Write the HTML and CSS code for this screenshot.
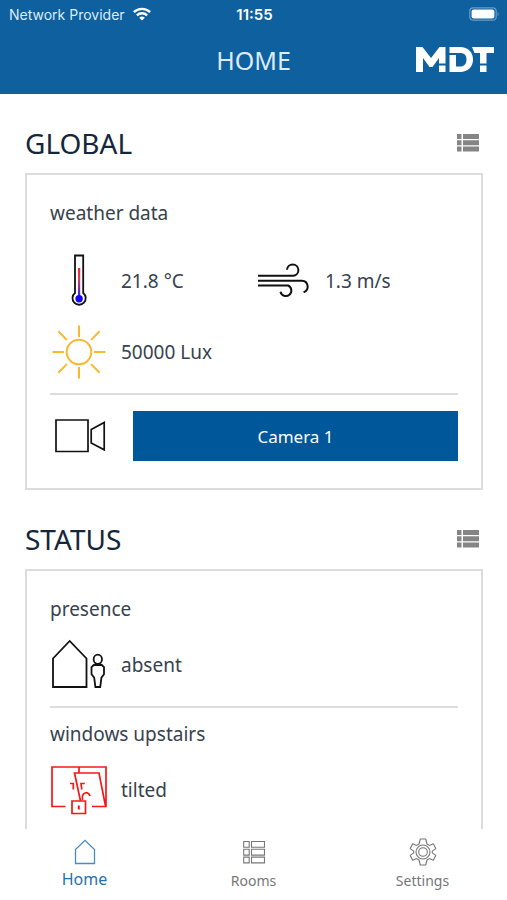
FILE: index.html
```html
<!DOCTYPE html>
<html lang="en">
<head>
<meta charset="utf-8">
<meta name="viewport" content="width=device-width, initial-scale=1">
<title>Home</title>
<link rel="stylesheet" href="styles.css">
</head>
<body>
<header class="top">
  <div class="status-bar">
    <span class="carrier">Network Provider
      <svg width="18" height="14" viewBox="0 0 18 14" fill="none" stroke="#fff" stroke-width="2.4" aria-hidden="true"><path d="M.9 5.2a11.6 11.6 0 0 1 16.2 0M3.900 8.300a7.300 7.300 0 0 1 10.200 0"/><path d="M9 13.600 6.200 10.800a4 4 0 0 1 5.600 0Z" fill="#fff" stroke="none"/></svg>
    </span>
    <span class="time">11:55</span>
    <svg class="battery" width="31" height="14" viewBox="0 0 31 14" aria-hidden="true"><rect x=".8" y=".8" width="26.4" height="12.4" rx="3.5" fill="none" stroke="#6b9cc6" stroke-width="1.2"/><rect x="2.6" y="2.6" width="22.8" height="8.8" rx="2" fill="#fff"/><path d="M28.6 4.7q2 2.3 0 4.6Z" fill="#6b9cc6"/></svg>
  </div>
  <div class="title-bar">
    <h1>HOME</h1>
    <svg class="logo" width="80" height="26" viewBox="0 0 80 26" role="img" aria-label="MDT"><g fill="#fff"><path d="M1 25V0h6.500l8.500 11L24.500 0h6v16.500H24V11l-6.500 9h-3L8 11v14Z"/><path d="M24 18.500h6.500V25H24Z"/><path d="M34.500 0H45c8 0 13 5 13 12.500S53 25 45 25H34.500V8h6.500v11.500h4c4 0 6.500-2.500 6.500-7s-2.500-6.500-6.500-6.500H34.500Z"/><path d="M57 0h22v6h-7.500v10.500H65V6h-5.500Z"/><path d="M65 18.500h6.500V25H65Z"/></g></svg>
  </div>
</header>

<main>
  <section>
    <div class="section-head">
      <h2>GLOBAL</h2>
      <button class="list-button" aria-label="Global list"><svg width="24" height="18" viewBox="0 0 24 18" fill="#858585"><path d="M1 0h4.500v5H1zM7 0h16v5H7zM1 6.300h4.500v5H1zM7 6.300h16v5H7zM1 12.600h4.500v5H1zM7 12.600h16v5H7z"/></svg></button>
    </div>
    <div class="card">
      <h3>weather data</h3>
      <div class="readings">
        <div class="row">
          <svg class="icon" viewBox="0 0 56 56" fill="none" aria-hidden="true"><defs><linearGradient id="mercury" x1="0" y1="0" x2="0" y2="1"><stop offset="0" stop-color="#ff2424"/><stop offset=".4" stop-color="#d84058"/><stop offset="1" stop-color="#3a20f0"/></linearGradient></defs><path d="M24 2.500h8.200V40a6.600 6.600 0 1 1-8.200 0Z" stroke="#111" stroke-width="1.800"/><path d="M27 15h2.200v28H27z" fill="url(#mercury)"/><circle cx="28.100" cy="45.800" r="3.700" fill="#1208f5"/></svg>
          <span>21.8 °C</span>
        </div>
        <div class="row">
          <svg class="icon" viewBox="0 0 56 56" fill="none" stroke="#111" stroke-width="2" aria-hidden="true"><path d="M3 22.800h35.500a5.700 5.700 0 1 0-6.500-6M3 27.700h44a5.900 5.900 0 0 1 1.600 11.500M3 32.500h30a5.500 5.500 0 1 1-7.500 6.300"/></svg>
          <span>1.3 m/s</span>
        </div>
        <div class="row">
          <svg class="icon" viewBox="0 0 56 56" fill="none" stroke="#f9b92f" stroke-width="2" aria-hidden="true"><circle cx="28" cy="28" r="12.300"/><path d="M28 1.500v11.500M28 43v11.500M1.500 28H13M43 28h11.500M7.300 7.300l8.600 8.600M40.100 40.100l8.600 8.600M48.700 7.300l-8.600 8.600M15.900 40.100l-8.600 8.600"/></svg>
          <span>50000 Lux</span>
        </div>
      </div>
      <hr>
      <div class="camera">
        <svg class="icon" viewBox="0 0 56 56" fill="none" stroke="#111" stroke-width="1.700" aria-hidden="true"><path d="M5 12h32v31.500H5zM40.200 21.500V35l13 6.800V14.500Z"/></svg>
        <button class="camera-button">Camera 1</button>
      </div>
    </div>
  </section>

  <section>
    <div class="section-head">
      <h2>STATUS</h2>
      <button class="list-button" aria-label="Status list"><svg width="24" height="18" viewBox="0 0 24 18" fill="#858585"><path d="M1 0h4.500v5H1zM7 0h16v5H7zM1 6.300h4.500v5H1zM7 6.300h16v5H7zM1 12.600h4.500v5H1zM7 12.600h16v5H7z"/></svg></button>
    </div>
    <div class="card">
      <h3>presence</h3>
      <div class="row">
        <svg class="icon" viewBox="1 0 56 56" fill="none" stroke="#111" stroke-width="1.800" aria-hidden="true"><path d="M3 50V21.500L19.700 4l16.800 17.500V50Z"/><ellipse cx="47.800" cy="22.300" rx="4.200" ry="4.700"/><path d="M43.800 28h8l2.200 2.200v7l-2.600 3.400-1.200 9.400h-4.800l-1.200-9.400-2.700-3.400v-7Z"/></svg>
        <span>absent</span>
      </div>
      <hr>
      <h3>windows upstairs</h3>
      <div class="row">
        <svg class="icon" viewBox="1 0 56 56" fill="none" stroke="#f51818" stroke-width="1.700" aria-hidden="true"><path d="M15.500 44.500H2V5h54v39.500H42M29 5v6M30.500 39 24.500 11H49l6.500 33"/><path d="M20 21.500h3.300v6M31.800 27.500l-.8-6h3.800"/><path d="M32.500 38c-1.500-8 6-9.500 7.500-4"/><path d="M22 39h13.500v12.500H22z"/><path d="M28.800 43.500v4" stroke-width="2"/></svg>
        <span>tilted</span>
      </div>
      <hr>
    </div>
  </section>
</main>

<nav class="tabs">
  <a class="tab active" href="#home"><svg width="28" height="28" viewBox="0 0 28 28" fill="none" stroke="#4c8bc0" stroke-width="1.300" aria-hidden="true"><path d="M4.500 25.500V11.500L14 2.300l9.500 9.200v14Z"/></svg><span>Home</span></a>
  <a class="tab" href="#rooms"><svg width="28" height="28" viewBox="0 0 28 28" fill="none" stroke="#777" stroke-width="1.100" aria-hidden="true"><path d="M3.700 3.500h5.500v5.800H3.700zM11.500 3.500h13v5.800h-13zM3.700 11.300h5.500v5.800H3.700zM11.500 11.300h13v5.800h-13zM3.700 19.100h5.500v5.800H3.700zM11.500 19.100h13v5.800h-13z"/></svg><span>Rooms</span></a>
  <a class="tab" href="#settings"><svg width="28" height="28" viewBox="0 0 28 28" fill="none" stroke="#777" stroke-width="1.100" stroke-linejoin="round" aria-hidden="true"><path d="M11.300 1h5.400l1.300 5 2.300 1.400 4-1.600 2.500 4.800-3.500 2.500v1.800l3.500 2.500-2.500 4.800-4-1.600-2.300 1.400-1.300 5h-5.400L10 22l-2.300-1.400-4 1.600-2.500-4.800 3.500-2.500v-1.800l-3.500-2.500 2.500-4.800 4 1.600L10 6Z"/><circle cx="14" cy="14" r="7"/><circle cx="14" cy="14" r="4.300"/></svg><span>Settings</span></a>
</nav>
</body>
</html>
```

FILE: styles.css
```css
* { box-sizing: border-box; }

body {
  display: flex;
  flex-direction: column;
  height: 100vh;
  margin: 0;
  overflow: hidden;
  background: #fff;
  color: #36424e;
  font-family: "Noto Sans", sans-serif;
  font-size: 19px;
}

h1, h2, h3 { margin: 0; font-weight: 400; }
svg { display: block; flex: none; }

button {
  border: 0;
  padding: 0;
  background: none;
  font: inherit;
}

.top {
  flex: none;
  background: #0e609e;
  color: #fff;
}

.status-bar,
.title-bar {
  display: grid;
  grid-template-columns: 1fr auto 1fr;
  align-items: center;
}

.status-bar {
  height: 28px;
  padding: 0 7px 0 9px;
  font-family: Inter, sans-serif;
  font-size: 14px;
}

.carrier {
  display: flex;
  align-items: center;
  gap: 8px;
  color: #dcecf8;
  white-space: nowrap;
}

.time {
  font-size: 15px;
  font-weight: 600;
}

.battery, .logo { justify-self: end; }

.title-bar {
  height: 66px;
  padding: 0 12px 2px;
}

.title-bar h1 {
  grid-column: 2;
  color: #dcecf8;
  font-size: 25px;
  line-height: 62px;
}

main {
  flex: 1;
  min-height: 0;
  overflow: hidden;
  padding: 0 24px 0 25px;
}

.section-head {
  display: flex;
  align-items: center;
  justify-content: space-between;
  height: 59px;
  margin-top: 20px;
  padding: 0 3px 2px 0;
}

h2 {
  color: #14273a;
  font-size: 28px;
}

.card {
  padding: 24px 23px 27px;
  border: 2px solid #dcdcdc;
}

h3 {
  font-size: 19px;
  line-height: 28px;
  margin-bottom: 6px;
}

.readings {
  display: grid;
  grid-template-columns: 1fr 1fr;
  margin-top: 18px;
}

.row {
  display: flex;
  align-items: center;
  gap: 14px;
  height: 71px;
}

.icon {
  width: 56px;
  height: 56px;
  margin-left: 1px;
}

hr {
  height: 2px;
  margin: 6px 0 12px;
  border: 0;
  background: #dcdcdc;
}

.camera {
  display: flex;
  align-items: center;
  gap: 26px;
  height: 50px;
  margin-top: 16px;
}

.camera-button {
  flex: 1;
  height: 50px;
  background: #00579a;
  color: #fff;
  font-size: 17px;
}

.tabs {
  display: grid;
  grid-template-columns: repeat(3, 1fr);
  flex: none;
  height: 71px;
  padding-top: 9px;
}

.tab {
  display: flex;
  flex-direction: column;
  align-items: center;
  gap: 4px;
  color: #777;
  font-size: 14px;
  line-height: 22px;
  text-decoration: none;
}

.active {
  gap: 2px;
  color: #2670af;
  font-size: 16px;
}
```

________________________

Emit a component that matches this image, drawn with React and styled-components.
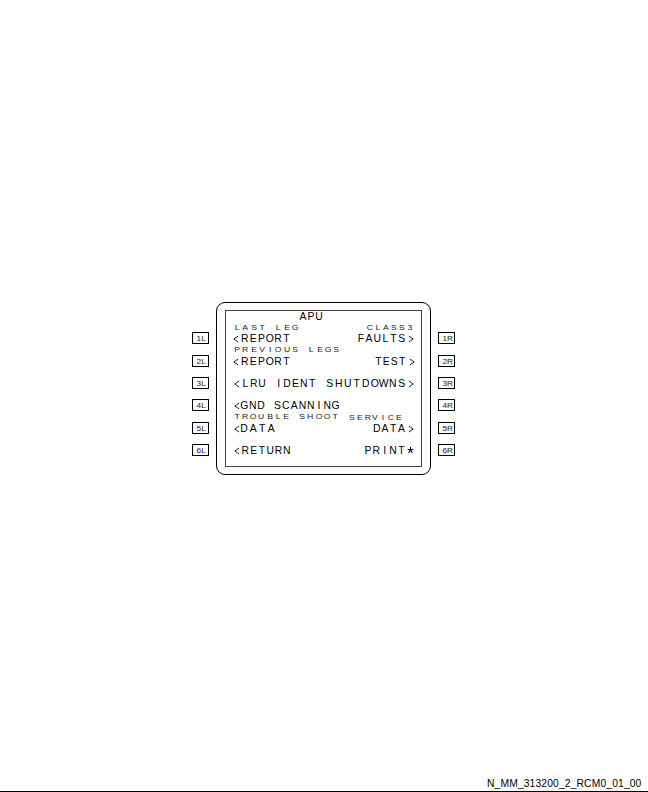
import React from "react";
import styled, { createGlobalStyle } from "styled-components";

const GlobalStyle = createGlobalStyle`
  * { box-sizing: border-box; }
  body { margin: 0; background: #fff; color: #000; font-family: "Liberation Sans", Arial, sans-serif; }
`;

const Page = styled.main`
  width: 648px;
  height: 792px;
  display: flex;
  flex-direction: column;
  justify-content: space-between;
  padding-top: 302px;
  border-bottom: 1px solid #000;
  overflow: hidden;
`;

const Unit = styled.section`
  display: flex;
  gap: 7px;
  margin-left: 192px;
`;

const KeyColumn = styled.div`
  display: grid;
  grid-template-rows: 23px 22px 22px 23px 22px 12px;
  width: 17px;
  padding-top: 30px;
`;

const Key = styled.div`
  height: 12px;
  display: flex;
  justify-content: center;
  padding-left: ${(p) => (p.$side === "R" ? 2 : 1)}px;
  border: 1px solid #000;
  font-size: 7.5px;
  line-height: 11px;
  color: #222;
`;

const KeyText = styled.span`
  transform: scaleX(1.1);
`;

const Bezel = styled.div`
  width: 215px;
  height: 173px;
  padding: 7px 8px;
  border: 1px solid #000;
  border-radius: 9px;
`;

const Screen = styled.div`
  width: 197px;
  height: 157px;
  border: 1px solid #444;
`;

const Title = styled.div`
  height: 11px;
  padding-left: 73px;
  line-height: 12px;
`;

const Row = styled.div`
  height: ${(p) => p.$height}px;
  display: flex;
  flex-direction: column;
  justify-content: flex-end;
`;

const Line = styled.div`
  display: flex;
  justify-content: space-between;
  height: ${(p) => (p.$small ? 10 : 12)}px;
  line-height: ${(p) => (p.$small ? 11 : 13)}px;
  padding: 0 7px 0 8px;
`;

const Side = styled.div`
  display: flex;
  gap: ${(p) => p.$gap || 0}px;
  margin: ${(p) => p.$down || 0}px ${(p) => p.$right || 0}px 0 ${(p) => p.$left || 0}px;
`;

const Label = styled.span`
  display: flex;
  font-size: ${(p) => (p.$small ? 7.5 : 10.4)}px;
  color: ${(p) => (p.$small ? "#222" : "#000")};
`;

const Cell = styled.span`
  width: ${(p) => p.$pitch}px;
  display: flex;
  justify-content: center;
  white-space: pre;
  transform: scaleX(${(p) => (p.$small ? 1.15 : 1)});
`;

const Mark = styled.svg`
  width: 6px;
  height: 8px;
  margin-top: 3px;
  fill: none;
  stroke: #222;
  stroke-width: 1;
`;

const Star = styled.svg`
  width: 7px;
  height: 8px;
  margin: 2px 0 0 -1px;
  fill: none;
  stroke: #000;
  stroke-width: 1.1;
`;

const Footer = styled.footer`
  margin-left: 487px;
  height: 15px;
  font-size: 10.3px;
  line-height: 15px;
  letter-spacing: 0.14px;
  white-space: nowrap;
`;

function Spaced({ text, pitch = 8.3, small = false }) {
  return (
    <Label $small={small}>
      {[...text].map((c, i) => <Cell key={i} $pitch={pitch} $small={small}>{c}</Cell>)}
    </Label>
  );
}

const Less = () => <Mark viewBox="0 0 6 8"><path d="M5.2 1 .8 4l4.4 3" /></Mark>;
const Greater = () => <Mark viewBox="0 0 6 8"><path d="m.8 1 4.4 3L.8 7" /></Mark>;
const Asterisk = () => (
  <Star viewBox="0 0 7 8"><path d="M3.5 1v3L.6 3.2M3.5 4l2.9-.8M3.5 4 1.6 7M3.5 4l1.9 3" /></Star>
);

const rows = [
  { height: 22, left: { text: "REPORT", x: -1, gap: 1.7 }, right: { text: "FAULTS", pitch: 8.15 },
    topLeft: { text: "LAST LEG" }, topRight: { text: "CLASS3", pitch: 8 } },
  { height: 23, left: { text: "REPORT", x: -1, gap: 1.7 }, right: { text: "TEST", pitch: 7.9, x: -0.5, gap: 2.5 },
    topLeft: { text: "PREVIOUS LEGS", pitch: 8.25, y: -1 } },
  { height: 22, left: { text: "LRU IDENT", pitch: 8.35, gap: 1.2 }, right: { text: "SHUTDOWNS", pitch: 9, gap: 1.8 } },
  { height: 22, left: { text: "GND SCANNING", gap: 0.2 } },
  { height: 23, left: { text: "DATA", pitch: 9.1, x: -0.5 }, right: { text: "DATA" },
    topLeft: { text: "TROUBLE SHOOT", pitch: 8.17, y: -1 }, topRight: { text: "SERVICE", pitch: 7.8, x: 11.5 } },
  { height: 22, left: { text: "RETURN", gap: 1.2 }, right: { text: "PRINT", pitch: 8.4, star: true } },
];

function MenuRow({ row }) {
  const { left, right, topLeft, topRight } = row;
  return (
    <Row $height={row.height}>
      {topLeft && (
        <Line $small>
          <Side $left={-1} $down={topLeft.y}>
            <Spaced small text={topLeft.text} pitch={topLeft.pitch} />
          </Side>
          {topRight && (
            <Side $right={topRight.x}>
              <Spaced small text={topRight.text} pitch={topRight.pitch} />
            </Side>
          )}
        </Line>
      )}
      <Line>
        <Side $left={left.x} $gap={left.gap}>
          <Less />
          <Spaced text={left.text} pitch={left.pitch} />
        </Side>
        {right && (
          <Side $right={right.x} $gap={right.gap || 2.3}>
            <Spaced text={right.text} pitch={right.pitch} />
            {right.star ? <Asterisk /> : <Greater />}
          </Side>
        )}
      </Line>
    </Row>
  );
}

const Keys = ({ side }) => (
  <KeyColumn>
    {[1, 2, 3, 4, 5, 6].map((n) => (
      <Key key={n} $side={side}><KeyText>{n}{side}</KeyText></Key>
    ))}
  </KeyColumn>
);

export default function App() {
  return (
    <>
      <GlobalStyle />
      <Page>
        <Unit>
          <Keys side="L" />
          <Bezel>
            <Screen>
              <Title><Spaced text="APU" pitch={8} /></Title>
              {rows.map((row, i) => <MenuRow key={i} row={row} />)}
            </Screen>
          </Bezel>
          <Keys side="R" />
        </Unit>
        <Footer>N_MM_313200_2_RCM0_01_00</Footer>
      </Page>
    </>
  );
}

________________________

Stated exercise: Copy out every line from the material above in which the word "components" appears.

Exercise answer:
Emit a component that matches this image, drawn with React and styled-components.
import styled, { createGlobalStyle } from "styled-components";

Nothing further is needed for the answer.